[Exercise details]
Take the line containing "Generate a component" as the first line and the line containing "mt-[49px] text-[38px] leading-[44px]" as the last, and output that span verbatim without any images.

[Records to process]
┄┄┄┄┄┄
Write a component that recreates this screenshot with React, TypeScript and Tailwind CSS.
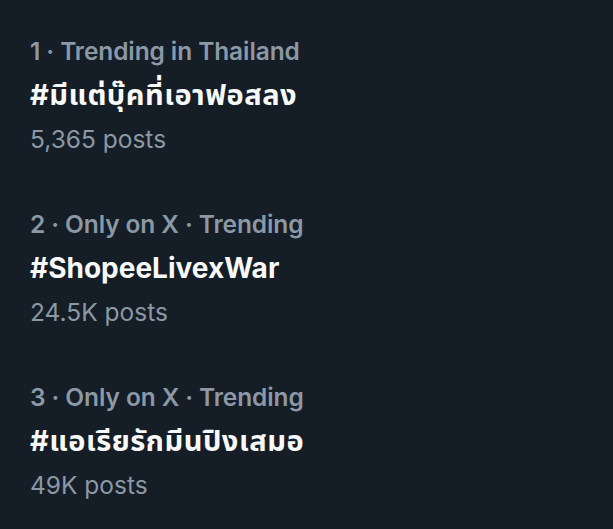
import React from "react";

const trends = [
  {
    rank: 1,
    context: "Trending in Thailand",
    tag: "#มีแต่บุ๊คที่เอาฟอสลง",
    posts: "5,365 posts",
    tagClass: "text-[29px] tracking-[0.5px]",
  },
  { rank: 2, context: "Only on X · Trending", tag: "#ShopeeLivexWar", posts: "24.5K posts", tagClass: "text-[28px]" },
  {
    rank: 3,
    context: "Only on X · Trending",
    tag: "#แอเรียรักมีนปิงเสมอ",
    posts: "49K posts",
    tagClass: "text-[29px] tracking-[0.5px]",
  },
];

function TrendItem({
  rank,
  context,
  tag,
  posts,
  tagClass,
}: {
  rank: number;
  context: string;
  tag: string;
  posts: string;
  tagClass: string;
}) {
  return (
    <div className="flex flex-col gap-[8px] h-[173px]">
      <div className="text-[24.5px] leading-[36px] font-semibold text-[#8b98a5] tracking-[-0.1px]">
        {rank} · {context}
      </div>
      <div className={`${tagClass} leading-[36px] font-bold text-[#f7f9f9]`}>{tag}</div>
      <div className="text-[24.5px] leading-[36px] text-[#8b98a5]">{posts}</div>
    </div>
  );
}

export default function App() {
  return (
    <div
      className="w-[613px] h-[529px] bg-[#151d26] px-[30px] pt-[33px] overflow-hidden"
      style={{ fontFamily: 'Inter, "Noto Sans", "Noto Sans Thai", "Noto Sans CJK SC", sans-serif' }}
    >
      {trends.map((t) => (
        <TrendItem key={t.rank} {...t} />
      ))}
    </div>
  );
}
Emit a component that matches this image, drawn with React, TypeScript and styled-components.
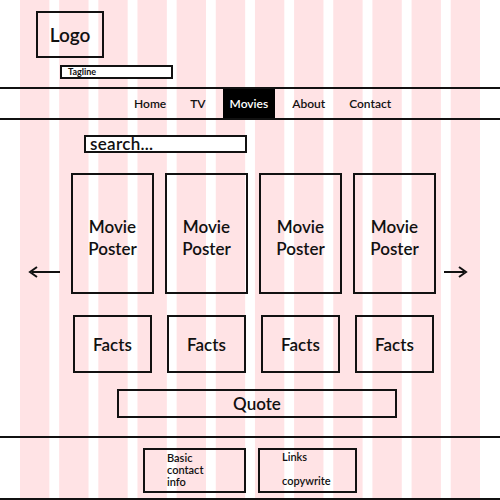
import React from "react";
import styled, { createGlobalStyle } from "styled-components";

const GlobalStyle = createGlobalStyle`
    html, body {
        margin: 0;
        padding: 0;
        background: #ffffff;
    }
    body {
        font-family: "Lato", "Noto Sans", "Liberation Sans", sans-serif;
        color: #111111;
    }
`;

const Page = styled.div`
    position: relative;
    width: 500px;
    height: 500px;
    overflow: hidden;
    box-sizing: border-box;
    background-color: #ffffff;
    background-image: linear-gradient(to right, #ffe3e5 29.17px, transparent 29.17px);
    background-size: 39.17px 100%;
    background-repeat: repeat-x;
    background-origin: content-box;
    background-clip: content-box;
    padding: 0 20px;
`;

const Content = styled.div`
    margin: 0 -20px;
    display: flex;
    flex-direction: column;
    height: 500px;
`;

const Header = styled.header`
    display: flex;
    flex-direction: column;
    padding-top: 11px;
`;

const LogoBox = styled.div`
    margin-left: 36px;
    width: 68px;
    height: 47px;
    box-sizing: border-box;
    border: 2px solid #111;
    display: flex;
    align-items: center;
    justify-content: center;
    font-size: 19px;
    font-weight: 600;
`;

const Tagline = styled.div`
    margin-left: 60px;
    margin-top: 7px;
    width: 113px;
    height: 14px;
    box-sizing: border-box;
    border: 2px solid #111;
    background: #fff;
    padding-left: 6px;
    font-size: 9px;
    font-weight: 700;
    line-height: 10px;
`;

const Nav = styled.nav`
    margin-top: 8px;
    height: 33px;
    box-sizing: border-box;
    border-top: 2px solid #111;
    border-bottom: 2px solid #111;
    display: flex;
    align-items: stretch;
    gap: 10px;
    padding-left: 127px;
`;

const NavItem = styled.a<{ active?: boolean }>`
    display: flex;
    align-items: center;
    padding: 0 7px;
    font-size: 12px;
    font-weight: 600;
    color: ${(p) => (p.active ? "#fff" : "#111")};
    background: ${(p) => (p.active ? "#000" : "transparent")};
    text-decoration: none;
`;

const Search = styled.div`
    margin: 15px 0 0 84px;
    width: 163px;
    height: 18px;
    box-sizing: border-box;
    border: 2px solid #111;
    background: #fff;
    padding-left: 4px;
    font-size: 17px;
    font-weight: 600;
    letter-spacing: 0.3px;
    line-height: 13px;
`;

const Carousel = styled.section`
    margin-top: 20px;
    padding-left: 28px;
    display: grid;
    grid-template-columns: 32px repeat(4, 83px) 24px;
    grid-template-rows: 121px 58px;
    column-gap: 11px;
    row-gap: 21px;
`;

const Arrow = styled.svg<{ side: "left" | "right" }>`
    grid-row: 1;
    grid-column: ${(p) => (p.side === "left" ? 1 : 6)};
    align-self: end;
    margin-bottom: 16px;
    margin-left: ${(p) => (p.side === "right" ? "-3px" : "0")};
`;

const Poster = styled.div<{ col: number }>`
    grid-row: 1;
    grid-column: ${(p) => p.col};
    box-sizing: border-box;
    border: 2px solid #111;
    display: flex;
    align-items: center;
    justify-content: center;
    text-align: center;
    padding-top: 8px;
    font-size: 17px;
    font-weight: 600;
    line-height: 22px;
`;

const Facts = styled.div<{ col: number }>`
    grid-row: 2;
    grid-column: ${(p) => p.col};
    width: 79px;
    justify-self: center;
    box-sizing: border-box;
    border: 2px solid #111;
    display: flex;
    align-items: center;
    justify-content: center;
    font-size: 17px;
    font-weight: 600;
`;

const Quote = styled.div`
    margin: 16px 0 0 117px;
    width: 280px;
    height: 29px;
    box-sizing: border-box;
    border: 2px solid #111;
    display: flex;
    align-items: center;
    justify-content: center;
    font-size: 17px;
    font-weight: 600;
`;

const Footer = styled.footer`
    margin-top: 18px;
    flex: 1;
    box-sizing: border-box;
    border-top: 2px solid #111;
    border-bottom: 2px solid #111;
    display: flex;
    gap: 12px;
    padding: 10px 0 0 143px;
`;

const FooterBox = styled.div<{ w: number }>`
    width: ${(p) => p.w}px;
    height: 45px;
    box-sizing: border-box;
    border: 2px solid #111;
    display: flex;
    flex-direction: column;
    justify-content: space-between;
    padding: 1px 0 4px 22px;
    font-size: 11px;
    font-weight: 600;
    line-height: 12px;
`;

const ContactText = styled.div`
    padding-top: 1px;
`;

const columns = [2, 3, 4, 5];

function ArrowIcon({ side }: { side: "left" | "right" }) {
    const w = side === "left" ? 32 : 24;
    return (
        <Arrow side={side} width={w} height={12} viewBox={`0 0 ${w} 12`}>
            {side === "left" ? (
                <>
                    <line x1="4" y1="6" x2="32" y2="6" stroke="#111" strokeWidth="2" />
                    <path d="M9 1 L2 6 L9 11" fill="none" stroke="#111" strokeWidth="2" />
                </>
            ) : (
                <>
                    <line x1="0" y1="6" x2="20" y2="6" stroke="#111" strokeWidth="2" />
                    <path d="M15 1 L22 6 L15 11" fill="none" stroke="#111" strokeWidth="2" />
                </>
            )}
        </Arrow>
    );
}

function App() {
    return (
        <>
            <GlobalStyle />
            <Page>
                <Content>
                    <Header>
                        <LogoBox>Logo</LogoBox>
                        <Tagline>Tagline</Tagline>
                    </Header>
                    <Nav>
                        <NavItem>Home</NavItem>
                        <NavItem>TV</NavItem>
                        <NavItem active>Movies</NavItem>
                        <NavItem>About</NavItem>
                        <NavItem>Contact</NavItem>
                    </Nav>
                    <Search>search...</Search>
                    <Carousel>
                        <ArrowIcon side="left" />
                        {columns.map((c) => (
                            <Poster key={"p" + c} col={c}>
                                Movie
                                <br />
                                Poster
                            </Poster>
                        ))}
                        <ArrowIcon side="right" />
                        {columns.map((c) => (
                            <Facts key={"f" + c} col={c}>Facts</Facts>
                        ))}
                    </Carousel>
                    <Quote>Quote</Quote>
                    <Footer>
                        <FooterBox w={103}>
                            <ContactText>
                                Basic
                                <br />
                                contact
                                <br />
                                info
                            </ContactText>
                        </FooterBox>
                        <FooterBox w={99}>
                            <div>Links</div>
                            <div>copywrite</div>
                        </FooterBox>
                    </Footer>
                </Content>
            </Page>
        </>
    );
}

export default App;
┄┄┄┄┄┄
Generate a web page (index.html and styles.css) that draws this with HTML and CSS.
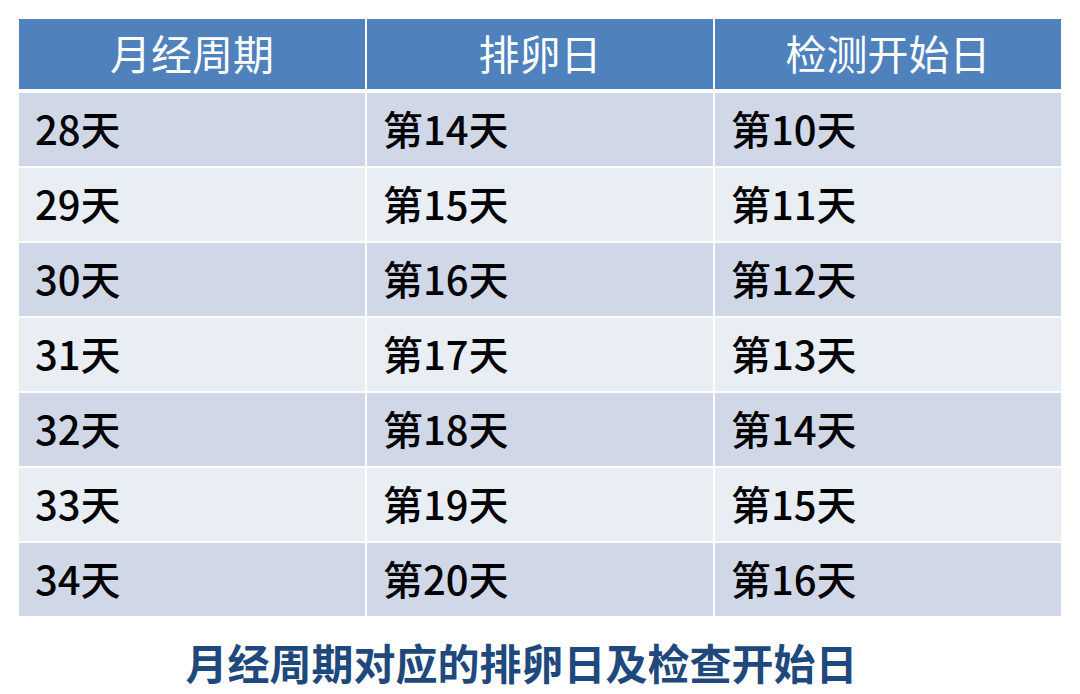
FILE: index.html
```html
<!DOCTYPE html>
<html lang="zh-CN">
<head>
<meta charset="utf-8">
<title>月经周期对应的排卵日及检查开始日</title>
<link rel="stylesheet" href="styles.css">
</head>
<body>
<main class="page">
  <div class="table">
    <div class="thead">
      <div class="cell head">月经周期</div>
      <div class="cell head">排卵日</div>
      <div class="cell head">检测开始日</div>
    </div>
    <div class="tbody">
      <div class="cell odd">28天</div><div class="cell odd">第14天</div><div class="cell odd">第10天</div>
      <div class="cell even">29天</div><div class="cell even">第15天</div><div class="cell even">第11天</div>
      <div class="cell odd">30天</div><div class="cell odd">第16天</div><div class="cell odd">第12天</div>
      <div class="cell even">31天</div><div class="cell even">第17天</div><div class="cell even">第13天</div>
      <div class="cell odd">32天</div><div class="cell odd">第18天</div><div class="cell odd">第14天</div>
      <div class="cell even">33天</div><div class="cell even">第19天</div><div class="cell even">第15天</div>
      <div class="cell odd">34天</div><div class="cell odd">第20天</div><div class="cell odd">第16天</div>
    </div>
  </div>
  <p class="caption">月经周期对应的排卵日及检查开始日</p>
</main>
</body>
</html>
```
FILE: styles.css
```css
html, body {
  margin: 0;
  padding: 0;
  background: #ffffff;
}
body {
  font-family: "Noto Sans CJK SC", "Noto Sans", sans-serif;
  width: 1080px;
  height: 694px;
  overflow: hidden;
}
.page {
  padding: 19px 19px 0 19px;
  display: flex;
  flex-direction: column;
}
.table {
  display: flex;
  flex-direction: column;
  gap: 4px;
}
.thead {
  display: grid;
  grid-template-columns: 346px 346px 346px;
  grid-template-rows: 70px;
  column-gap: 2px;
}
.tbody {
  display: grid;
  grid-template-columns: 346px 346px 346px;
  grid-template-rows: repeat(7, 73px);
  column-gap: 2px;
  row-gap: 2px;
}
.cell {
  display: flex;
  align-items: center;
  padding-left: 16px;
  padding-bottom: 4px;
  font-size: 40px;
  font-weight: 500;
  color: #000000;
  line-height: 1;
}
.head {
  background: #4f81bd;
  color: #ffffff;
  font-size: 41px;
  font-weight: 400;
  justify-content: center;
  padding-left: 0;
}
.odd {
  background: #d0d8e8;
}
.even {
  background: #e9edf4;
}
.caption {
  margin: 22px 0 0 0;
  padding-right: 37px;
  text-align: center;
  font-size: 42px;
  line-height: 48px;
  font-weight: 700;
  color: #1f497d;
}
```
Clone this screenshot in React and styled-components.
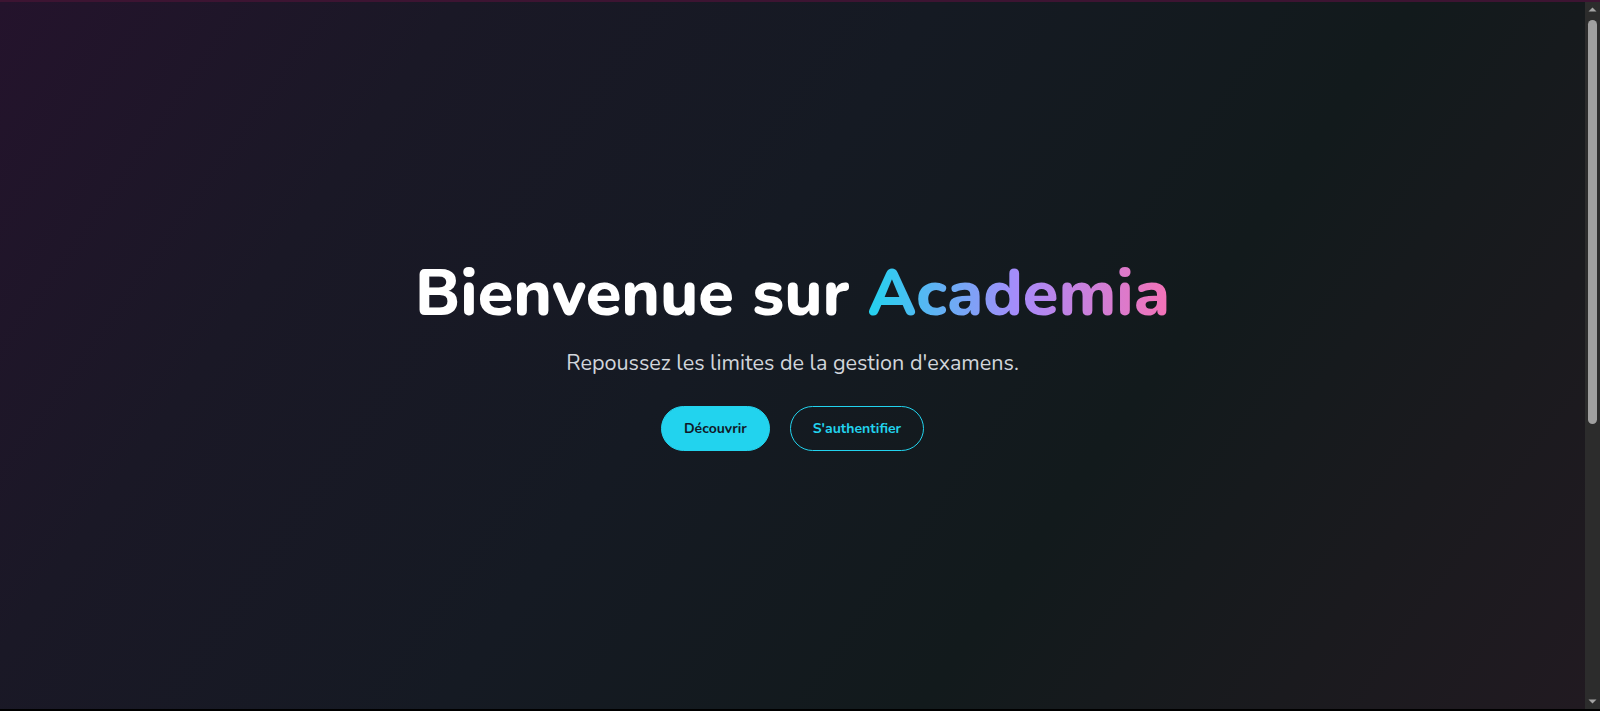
┄┄┄┄┄┄
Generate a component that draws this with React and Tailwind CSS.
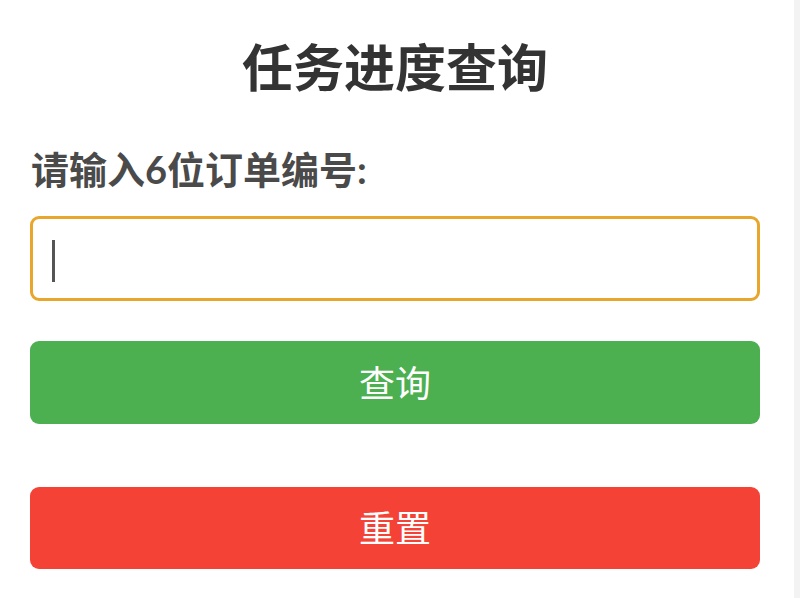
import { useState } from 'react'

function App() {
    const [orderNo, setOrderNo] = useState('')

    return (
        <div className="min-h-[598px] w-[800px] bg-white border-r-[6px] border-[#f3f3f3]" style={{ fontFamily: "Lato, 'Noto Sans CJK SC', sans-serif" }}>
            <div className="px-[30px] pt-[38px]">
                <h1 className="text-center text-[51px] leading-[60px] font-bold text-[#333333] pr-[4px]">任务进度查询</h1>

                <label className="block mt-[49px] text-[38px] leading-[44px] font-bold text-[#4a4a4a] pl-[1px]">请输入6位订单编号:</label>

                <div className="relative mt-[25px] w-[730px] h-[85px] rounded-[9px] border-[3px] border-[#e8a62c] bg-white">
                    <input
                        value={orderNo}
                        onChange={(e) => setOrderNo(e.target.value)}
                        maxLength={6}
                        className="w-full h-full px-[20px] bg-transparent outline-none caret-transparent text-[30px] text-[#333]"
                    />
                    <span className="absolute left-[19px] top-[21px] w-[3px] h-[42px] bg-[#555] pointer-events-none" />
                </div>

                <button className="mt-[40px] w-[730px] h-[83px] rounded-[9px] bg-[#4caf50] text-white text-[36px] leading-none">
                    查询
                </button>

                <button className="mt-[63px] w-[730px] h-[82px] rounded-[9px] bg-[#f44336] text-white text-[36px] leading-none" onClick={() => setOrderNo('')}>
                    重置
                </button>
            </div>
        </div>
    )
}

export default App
┄┄┄┄┄┄
[Answer to this problem]
Generate a component that draws this with React and Tailwind CSS.
import { useState } from 'react'

function App() {
    const [orderNo, setOrderNo] = useState('')

    return (
        <div className="min-h-[598px] w-[800px] bg-white border-r-[6px] border-[#f3f3f3]" style={{ fontFamily: "Lato, 'Noto Sans CJK SC', sans-serif" }}>
            <div className="px-[30px] pt-[38px]">
                <h1 className="text-center text-[51px] leading-[60px] font-bold text-[#333333] pr-[4px]">任务进度查询</h1>

                <label className="block mt-[49px] text-[38px] leading-[44px] font-bold text-[#4a4a4a] pl-[1px]">请输入6位订单编号:</label>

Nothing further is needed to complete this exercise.